The Scottish Society for Northern Studies offers an annual prize of £350 for the best essay submitted by an early career scholar (including masters and PhD candidates). We also welcome submissions from those who have come to study later in life of or have resumed study after a lengthy break. The prize is named in memory of Magnus Magnusson KBE, scholar and journalist of the northern world.
Submissions for the prize are read by at least two established scholars in their respective fields, who then make recommendations to the Society. The winning essay will be published in our peer-reviewed journal, Northern Studies, and the journal editors may also consider other essays submitted for the Magnusson Prize for possible publication.
We are seeking essays in the classic sense: a concise discussion of an interesting topic rather than a corpus of data for others to analyse. In accordance with the interdisciplinary ethos of the Society, the choice of possible essay topics is wide. This scope may best be gauged by looking through previous volumes of Northern Studies; our content includes archaeology, onomastics, history, ethnology, as well as linguistic and literary studies – ranging from the Viking Age up to the present day.

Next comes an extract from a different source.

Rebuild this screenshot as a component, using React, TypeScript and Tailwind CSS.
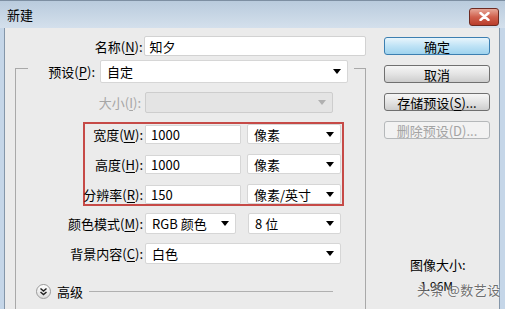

If in doubt about the appropriateness of a subject, please feel free to contact the editors of the journal. The criteria upheld by the judges will include the originality of the topic, the author’s use of source material, command of the evidence, and clarity of writing.
The body of the essay text should not exceed 3,500 words (not including notes and bibliography). If a submission exceeds this length, penalties will apply. Please provide a cover sheet detailing your name, affiliation, and a short abstract (no more than 150 words). Please do not include your name in the essay document.
The Society reserves the right to award no prize if the standard of submissions falls below that required for publications in a peer-reviewed journal.